### Provided data

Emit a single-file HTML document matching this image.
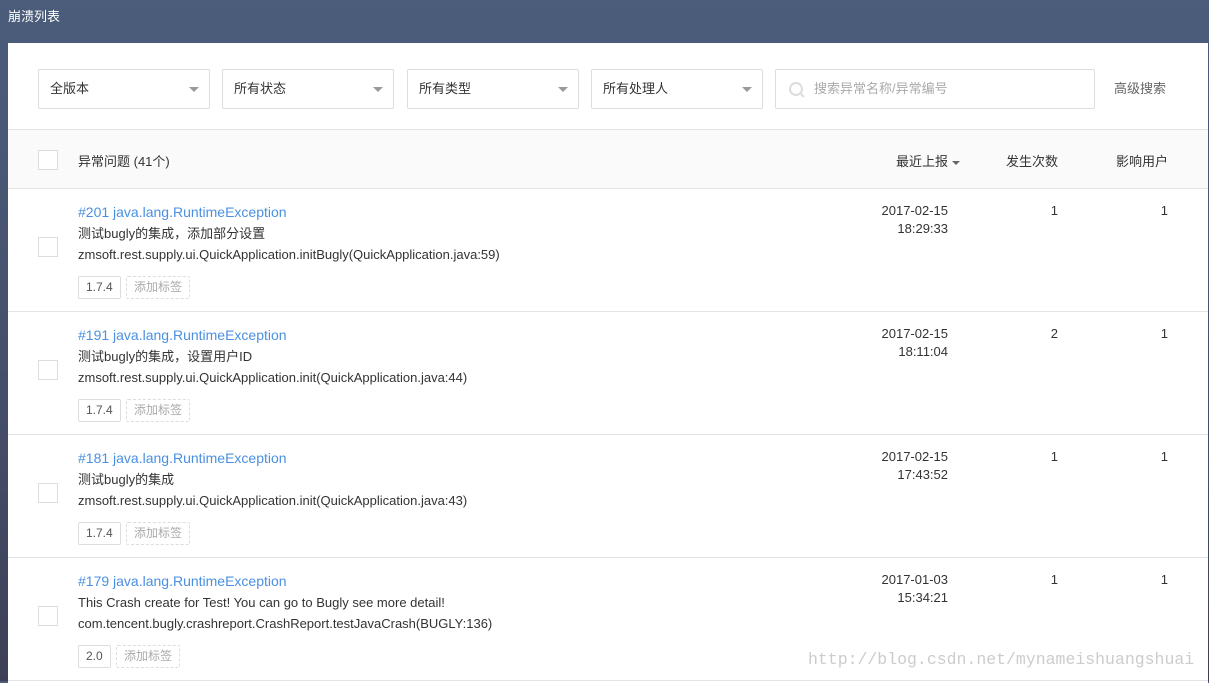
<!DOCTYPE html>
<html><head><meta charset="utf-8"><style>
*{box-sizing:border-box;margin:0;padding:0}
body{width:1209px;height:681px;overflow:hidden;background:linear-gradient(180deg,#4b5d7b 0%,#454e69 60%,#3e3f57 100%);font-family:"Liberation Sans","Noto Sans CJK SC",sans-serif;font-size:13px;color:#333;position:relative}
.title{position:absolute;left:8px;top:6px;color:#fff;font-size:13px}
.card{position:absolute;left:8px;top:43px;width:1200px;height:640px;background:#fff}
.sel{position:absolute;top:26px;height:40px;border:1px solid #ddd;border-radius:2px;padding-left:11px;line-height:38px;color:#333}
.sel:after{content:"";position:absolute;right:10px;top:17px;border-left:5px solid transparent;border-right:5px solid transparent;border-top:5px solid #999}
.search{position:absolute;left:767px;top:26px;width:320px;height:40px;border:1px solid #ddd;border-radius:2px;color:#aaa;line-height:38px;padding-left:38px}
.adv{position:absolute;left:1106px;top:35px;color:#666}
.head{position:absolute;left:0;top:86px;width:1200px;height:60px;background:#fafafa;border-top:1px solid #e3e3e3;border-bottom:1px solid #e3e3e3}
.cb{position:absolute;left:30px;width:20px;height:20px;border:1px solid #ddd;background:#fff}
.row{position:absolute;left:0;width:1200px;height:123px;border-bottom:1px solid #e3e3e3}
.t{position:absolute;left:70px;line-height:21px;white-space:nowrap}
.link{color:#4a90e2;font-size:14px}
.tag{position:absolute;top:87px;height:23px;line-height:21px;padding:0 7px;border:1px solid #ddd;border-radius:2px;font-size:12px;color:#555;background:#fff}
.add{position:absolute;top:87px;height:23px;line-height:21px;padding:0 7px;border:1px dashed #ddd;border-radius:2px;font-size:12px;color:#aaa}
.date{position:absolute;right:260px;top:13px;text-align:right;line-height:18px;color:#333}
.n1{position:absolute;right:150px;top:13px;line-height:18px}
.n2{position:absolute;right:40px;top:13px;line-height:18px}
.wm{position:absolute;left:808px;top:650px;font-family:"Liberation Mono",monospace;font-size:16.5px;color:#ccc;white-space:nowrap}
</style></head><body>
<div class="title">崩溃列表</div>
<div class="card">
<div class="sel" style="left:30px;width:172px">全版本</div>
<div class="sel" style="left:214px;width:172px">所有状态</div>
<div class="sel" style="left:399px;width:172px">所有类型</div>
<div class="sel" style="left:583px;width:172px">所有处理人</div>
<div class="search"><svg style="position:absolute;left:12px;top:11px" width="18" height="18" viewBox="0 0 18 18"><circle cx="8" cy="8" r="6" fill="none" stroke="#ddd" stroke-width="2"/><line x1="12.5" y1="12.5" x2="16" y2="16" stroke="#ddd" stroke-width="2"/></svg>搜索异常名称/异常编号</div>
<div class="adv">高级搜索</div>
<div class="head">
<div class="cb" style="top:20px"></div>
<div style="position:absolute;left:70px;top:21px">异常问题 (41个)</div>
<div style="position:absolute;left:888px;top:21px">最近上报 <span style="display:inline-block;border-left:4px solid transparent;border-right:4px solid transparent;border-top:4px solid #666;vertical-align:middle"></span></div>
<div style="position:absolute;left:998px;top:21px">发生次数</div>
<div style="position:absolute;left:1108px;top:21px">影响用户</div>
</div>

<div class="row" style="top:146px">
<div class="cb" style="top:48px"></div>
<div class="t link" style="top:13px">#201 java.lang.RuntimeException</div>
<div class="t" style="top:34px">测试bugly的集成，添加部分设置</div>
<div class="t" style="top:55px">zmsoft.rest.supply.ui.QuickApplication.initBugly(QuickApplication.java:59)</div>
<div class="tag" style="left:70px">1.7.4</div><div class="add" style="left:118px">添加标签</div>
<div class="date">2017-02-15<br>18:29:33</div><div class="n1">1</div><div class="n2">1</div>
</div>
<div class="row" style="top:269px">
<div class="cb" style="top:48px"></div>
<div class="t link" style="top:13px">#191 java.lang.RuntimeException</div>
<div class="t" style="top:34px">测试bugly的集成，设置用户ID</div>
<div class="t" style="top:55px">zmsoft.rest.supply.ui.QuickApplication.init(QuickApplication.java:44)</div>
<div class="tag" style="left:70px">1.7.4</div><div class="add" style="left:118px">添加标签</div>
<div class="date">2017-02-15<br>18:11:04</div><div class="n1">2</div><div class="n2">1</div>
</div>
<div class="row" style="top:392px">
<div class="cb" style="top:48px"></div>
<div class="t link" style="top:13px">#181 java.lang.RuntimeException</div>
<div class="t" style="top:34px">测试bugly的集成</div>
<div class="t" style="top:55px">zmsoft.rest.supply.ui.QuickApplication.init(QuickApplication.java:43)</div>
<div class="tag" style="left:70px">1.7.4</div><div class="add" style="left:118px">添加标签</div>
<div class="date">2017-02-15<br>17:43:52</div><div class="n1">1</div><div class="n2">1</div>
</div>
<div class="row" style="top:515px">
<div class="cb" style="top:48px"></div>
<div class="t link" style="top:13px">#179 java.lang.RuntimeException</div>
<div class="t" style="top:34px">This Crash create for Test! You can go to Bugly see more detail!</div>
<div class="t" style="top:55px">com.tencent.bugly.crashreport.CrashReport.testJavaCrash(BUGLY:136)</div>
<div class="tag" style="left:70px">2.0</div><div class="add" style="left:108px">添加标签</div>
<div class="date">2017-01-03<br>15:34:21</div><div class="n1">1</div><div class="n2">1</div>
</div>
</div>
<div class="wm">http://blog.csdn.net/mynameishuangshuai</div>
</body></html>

### Task to carry out
Reproduce the whole listing above word for word, but not its pictures.

### In response
Emit a single-file HTML document matching this image.
<!DOCTYPE html>
<html><head><meta charset="utf-8"><style>
*{box-sizing:border-box;margin:0;padding:0}
body{width:1209px;height:681px;overflow:hidden;background:linear-gradient(180deg,#4b5d7b 0%,#454e69 60%,#3e3f57 100%);font-family:"Liberation Sans","Noto Sans CJK SC",sans-serif;font-size:13px;color:#333;position:relative}
.title{position:absolute;left:8px;top:6px;color:#fff;font-size:13px}
.card{position:absolute;left:8px;top:43px;width:1200px;height:640px;background:#fff}
.sel{position:absolute;top:26px;height:40px;border:1px solid #ddd;border-radius:2px;padding-left:11px;line-height:38px;color:#333}
.sel:after{content:"";position:absolute;right:10px;top:17px;border-left:5px solid transparent;border-right:5px solid transparent;border-top:5px solid #999}
.search{position:absolute;left:767px;top:26px;width:320px;height:40px;border:1px solid #ddd;border-radius:2px;color:#aaa;line-height:38px;padding-left:38px}
.adv{position:absolute;left:1106px;top:35px;color:#666}
.head{position:absolute;left:0;top:86px;width:1200px;height:60px;background:#fafafa;border-top:1px solid #e3e3e3;border-bottom:1px solid #e3e3e3}
.cb{position:absolute;left:30px;width:20px;height:20px;border:1px solid #ddd;background:#fff}
.row{position:absolute;left:0;width:1200px;height:123px;border-bottom:1px solid #e3e3e3}
.t{position:absolute;left:70px;line-height:21px;white-space:nowrap}
.link{color:#4a90e2;font-size:14px}
.tag{position:absolute;top:87px;height:23px;line-height:21px;padding:0 7px;border:1px solid #ddd;border-radius:2px;font-size:12px;color:#555;background:#fff}
.add{position:absolute;top:87px;height:23px;line-height:21px;padding:0 7px;border:1px dashed #ddd;border-radius:2px;font-size:12px;color:#aaa}
.date{position:absolute;right:260px;top:13px;text-align:right;line-height:18px;color:#333}
.n1{position:absolute;right:150px;top:13px;line-height:18px}
.n2{position:absolute;right:40px;top:13px;line-height:18px}
.wm{position:absolute;left:808px;top:650px;font-family:"Liberation Mono",monospace;font-size:16.5px;color:#ccc;white-space:nowrap}
</style></head><body>
<div class="title">崩溃列表</div>
<div class="card">
<div class="sel" style="left:30px;width:172px">全版本</div>
<div class="sel" style="left:214px;width:172px">所有状态</div>
<div class="sel" style="left:399px;width:172px">所有类型</div>
<div class="sel" style="left:583px;width:172px">所有处理人</div>
<div class="search"><svg style="position:absolute;left:12px;top:11px" width="18" height="18" viewBox="0 0 18 18"><circle cx="8" cy="8" r="6" fill="none" stroke="#ddd" stroke-width="2"/><line x1="12.5" y1="12.5" x2="16" y2="16" stroke="#ddd" stroke-width="2"/></svg>搜索异常名称/异常编号</div>
<div class="adv">高级搜索</div>
<div class="head">
<div class="cb" style="top:20px"></div>
<div style="position:absolute;left:70px;top:21px">异常问题 (41个)</div>
<div style="position:absolute;left:888px;top:21px">最近上报 <span style="display:inline-block;border-left:4px solid transparent;border-right:4px solid transparent;border-top:4px solid #666;vertical-align:middle"></span></div>
<div style="position:absolute;left:998px;top:21px">发生次数</div>
<div style="position:absolute;left:1108px;top:21px">影响用户</div>
</div>

<div class="row" style="top:146px">
<div class="cb" style="top:48px"></div>
<div class="t link" style="top:13px">#201 java.lang.RuntimeException</div>
<div class="t" style="top:34px">测试bugly的集成，添加部分设置</div>
<div class="t" style="top:55px">zmsoft.rest.supply.ui.QuickApplication.initBugly(QuickApplication.java:59)</div>
<div class="tag" style="left:70px">1.7.4</div><div class="add" style="left:118px">添加标签</div>
<div class="date">2017-02-15<br>18:29:33</div><div class="n1">1</div><div class="n2">1</div>
</div>
<div class="row" style="top:269px">
<div class="cb" style="top:48px"></div>
<div class="t link" style="top:13px">#191 java.lang.RuntimeException</div>
<div class="t" style="top:34px">测试bugly的集成，设置用户ID</div>
<div class="t" style="top:55px">zmsoft.rest.supply.ui.QuickApplication.init(QuickApplication.java:44)</div>
<div class="tag" style="left:70px">1.7.4</div><div class="add" style="left:118px">添加标签</div>
<div class="date">2017-02-15<br>18:11:04</div><div class="n1">2</div><div class="n2">1</div>
</div>
<div class="row" style="top:392px">
<div class="cb" style="top:48px"></div>
<div class="t link" style="top:13px">#181 java.lang.RuntimeException</div>
<div class="t" style="top:34px">测试bugly的集成</div>
<div class="t" style="top:55px">zmsoft.rest.supply.ui.QuickApplication.init(QuickApplication.java:43)</div>
<div class="tag" style="left:70px">1.7.4</div><div class="add" style="left:118px">添加标签</div>
<div class="date">2017-02-15<br>17:43:52</div><div class="n1">1</div><div class="n2">1</div>
</div>
<div class="row" style="top:515px">
<div class="cb" style="top:48px"></div>
<div class="t link" style="top:13px">#179 java.lang.RuntimeException</div>
<div class="t" style="top:34px">This Crash create for Test! You can go to Bugly see more detail!</div>
<div class="t" style="top:55px">com.tencent.bugly.crashreport.CrashReport.testJavaCrash(BUGLY:136)</div>
<div class="tag" style="left:70px">2.0</div><div class="add" style="left:108px">添加标签</div>
<div class="date">2017-01-03<br>15:34:21</div><div class="n1">1</div><div class="n2">1</div>
</div>
</div>
<div class="wm">http://blog.csdn.net/mynameishuangshuai</div>
</body></html>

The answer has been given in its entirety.